One of Seiko’s much beloved divers. 40mm case diameter that wears a bit larger. Nice weight to the watch, wears nice and comfortable on the wrist, and at its heart is a dependable Seiko 5 automatic. 100m meter water resistance instead of the usual 200m most divers come with. No screw down crown here. Doesn’t hack or hand wind either. But for those who dream of one day owning a Submariner or another high end dive watch? This is a great way to get some of that style satisfaction without taking out a 2nd mortgage. Many thanks to reader Eric H. for singing the praises of the Urchin. UPDATE: Annnnnnd these are now sold out at the $133.99 price point that was being fulfilled by Amazon. Keep an eye out, these come and go in the low $100s – high $100s range (now at $169).
Oh you could do worse for $34. A lot worse. Stair-step case, while a little thick for the diameter of the dial, puts off a slight art-deco look. Roman numerals at 12, 3, 6, and 9. Indiglo. Date window that blends in nicely with the rest of the dial. 40mm case that wears maybe a touch smaller.
One of Fossil’s better looking models. Sporty as hell. Perforated leather band, chronograph movement, orange accents, and a carbon-fibery/thatch dial. 45mm, so it’s no small thing. Some can’t get past the “Fossil” branding (it leans a little young for some tastes). But for those that can and are in the market for a fast looking watch, the Wakefield is pretty slick.
Very much like the Bulova 96B104… only without a date window. Extra clean looking thanks to forgoing the date window. DW watches can come with any number of bands, but the blue & white “Glasgow” option (imagine that) is awfully versatile. Who says you can’t wear a dress watch with a t-shirt and jeans?
Take a dirt cheap (but still good looking) watch, sling a high quality leather band between its lugs, and secure it with something other than a standard buckle or clasp. This is what you get. Straps are made in the USA. Tons of different watch & band combinations to pick from.
Whoever designed this thing at Kenneth Cole must’ve quit the day after it went to production. Not a lot of their other watches, or shoes, or, much else, look this classic and well proportioned. Great pushers on the thing too. The font, seconds hand, and pushers all project a vintage feel. The band isn’t the best, but for the price, it’ll do. Japanese quartz, mineral crystal.
Lumping these together due to their visual similarities. Odd how the Mako XL looks less like the Mako, and more like an inflated version of the Ray.

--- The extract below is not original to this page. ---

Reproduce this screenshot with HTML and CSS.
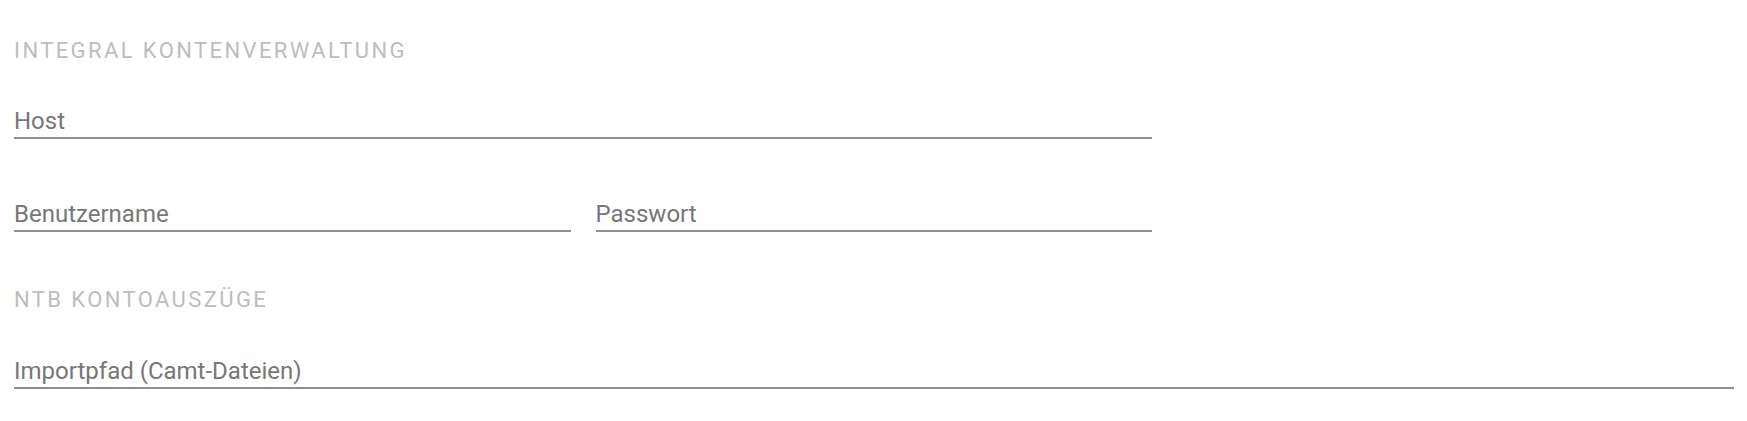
FILE: index.html
```html
<!DOCTYPE html>
<html lang="de">
<head>
    <meta charset="UTF-8">
    <meta name="viewport" content="width=device-width, initial-scale=1.0">
    <title>Einstellungen</title>
    <link rel="stylesheet" href="styles.css">
</head>
<body>

<div class="settings">
    <!-- Integral -->
    <h3 class="section-title">Integral Kontenverwaltung</h3>
    <div class="row">
        <input type="text" class="field field-wide" placeholder="Host">
    </div>
    <div class="row row-split">
        <input type="text" class="field" placeholder="Benutzername">
        <input type="password" class="field" placeholder="Passwort">
    </div>

    <!-- NTB -->
    <h3 class="section-title second">NTB Kontoauszüge</h3>
    <div class="row row-last">
        <input type="text" class="field field-full" placeholder="Importpfad (Camt-Dateien)">
    </div>
</div>

</body>
</html>
```

FILE: styles.css
```css
body {
    margin: 0;
    font-family: Roboto, "Liberation Sans", sans-serif;
    background-color: #fff;
}
.settings {
    padding: 39px 13px 0 14px;
}
.section-title {
    margin: 0;
    font-size: 22px;
    font-weight: 400;
    line-height: 24px;
    letter-spacing: 2.4px;
    text-transform: uppercase;
    color: #bdbdbd;
}
.section-title.second {
    margin-top: 56px;
}
.row {
    margin-top: 42px;
    width: 1138px;
}
.row-split {
    margin-top: 59px;
    display: grid;
    grid-template-columns: 1fr 1fr;
    column-gap: 25px;
}
.row-last {
    margin-top: 43px;
}
.field {
    display: block;
    width: 100%;
    box-sizing: border-box;
    height: 34px;
    padding: 1px 0 1px 0;
    margin: 0;
    border: none;
    border-bottom: 2px solid #8f8f8f;
    outline: none;
    font-family: inherit;
    font-size: 24px;
    color: #444;
    background: transparent;
}
.field::placeholder {
    color: #777;
}
.field-full {
    width: 1720px;
}
```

No Arabic numerals on the dial (like the reg. Mako), just beefy stick indices on the XL and a combo of sticks and circles on the Ray. 200m water resistance. Great looking (read: not too shined up) links. Rotating bezels. The XL has a 44.5mm diameter that wears every bit of that size, while the Ray is a less enormous 41mm. Both of these models usually go for much, MUCH less on Amazon.
Really outperforms the price tags. Black on black is sharp and absolutely suit worthy. The cream/beige dial sets off that retro-inspired font. Feels solid and well made. Chronograph function. 100m water resistance. Easy to wear 40mm case diameter.
A unique appearance, with a second time zone function sub dial at 9, while the seconds tick away on the sub dial at 3. Date window(s) at six o’clock are unique as well. Swiss made.
Orient Producer Automatic – $162.50 w/ VDAY15 ($250)
Yes, the new rectangular “Producer” models have been getting plenty of run on this website… but it’s well deserved. Available in either a white dial & brown band, or an extremely smooth black on black. Full review here.
May your mechanicals always be wound, your quartz always have a full battery, and may any watch snobs you encounter keep their festering pie holes shut when they see your affordable time piece.